What you should do
The listing below is the input. Say how many of its lines contain "page", giving the number alone.

——————

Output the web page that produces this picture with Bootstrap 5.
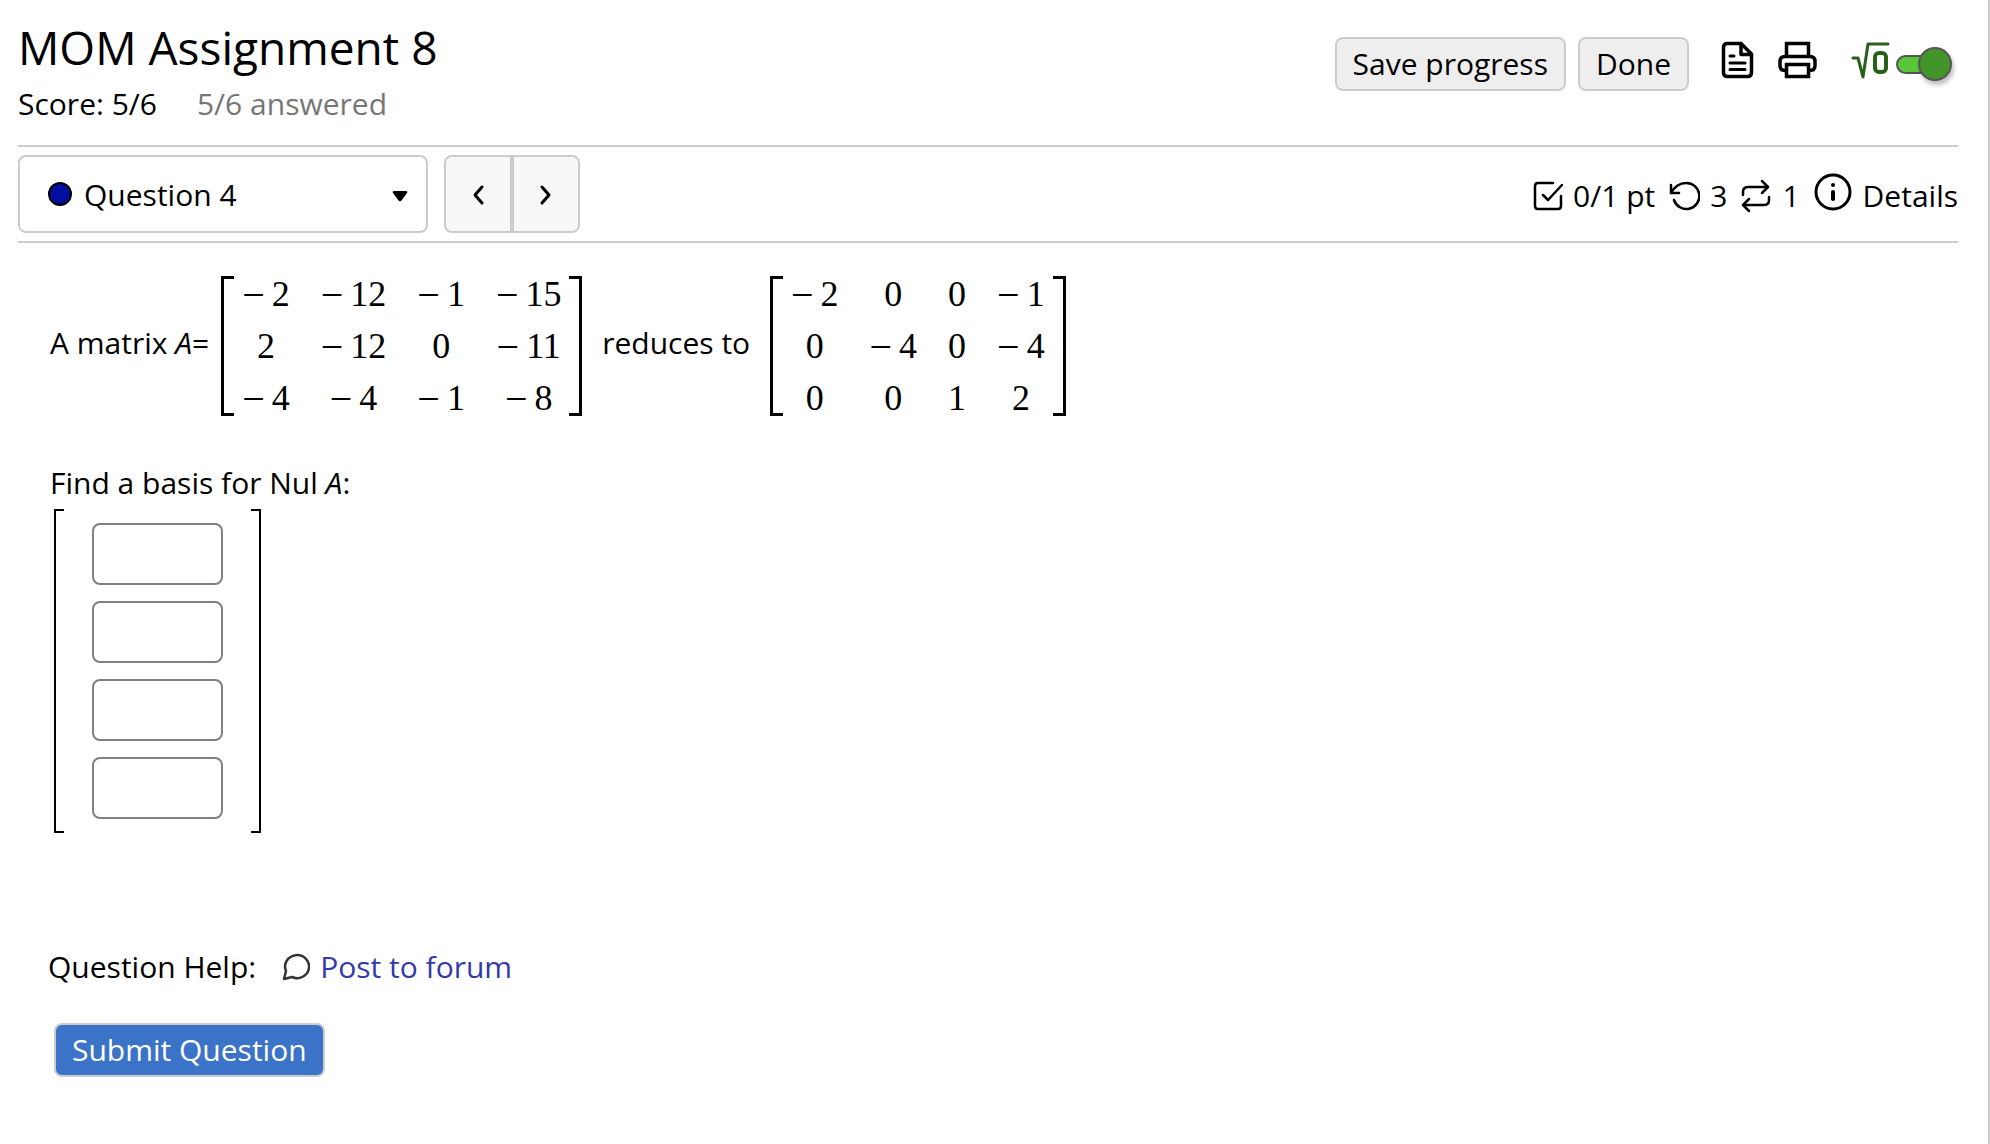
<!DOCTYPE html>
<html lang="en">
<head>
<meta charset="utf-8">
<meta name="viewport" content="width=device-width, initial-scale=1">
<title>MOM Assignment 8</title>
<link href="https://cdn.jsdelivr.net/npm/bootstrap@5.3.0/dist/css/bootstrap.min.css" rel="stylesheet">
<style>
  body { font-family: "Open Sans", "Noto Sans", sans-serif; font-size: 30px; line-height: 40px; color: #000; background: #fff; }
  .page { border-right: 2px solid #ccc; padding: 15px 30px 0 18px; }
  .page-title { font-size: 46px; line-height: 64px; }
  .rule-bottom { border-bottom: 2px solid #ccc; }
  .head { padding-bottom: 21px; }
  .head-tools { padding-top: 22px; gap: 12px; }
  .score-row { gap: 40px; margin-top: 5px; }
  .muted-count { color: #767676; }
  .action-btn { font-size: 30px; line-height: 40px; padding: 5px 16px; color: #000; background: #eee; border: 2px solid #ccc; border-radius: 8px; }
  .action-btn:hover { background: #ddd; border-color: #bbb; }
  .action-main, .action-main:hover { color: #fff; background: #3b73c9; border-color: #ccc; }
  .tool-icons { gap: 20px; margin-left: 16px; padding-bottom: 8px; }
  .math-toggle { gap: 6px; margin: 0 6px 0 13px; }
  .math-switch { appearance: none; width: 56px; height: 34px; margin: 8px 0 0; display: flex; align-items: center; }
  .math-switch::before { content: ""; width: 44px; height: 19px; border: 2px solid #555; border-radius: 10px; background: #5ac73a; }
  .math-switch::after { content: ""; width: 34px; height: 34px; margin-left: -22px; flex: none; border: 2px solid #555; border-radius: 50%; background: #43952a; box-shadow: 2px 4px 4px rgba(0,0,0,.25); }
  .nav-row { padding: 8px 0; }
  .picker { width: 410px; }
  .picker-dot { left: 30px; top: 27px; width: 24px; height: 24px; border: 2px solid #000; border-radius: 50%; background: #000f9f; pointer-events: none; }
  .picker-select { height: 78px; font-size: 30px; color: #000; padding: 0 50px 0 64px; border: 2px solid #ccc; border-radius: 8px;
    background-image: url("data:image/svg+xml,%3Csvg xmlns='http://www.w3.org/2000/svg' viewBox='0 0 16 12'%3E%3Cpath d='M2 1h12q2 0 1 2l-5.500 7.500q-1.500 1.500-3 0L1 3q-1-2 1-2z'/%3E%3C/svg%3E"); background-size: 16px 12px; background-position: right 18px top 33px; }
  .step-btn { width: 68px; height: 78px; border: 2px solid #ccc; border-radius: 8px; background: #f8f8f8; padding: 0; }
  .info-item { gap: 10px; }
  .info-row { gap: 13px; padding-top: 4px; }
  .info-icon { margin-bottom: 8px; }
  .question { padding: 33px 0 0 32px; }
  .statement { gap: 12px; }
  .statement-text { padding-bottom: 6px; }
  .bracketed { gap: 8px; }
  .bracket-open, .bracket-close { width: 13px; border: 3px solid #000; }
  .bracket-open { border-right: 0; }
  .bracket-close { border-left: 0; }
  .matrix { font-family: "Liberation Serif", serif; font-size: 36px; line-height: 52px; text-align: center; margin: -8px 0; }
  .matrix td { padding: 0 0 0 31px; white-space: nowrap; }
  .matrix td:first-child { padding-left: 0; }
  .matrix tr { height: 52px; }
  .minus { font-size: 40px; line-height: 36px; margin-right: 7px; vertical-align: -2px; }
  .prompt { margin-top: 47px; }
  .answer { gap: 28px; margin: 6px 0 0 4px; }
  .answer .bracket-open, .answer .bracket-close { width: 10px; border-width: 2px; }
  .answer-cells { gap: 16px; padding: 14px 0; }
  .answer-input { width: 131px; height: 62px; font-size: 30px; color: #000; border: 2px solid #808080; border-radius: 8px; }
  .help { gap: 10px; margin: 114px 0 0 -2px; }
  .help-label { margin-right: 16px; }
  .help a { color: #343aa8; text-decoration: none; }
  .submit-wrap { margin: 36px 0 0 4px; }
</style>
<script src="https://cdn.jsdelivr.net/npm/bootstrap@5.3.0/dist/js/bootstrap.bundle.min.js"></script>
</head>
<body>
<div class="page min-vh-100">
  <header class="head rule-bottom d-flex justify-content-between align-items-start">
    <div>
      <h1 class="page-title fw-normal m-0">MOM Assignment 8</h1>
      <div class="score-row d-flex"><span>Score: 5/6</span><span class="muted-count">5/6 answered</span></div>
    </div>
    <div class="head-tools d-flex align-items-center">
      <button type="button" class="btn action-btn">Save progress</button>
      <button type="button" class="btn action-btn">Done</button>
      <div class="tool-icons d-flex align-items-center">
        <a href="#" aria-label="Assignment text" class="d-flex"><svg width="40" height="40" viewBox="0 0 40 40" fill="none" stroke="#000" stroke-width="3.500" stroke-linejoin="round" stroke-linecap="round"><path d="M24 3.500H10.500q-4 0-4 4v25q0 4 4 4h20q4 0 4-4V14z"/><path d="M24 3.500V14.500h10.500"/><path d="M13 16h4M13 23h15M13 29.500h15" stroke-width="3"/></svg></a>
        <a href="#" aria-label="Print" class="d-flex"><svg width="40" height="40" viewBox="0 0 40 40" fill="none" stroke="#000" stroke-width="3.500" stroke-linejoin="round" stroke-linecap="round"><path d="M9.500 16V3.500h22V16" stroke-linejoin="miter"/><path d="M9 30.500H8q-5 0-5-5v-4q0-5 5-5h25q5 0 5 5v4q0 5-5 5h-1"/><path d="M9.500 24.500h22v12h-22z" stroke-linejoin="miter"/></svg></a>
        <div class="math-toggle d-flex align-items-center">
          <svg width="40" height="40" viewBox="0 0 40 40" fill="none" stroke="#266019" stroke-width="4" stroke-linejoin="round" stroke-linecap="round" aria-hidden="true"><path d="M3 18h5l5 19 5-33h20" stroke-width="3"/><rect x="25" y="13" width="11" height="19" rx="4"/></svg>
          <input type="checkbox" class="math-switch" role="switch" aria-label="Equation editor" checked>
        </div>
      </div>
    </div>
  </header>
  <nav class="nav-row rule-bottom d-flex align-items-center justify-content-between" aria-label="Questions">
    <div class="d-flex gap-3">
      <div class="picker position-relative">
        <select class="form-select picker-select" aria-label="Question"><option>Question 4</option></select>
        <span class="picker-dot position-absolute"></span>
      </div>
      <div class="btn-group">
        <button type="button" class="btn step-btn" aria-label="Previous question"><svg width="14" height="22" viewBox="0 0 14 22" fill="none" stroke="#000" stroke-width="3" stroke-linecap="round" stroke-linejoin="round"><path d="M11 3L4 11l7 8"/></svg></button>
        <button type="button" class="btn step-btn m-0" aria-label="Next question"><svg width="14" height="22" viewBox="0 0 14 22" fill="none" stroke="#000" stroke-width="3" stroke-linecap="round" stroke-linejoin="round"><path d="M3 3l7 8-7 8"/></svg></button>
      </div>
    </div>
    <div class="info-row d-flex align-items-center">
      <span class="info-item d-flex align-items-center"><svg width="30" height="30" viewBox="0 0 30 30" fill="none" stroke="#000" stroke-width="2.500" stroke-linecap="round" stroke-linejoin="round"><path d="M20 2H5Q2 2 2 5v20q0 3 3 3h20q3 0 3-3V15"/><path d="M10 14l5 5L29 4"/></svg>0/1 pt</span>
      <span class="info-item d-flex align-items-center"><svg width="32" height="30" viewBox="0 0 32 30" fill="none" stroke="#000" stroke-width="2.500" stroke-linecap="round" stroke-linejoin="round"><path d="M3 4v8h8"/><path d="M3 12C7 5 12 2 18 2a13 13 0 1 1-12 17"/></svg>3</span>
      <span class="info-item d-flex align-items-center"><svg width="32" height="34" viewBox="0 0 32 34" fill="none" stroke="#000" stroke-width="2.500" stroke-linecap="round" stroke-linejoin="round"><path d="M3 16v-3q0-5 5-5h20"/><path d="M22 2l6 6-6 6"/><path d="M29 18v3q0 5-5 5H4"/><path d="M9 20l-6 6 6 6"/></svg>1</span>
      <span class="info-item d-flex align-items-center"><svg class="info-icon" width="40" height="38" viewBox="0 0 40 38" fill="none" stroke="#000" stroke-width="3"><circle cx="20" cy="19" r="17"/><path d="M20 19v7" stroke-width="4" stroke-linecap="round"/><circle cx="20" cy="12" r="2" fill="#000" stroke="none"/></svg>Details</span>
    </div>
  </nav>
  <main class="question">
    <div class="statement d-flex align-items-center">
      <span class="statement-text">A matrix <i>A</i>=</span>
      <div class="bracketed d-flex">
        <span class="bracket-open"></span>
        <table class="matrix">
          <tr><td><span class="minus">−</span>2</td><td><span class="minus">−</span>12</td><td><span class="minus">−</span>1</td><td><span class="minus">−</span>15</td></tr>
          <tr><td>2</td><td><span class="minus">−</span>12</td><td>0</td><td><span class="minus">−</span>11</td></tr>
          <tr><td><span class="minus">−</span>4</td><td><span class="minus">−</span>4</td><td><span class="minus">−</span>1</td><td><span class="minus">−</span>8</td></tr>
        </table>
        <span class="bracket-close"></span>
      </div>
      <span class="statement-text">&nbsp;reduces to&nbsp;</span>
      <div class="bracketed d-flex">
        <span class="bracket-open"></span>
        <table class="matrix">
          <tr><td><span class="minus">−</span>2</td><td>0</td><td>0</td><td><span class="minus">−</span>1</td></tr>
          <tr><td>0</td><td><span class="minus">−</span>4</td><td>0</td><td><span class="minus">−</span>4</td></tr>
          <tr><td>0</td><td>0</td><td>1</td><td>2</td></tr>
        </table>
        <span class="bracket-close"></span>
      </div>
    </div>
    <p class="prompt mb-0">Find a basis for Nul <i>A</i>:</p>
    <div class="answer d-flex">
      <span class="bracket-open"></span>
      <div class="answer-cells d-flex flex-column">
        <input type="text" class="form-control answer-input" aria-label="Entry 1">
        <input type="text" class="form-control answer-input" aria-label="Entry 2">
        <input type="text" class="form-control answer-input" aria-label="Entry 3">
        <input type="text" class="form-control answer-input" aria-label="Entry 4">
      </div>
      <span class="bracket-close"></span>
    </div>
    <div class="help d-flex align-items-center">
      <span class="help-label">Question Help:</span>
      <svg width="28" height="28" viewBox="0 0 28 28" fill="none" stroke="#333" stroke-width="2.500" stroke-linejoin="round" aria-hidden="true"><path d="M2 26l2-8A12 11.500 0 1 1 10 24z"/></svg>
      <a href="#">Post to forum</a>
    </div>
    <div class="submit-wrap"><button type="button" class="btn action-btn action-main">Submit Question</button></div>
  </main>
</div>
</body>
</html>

——————

Correct result
5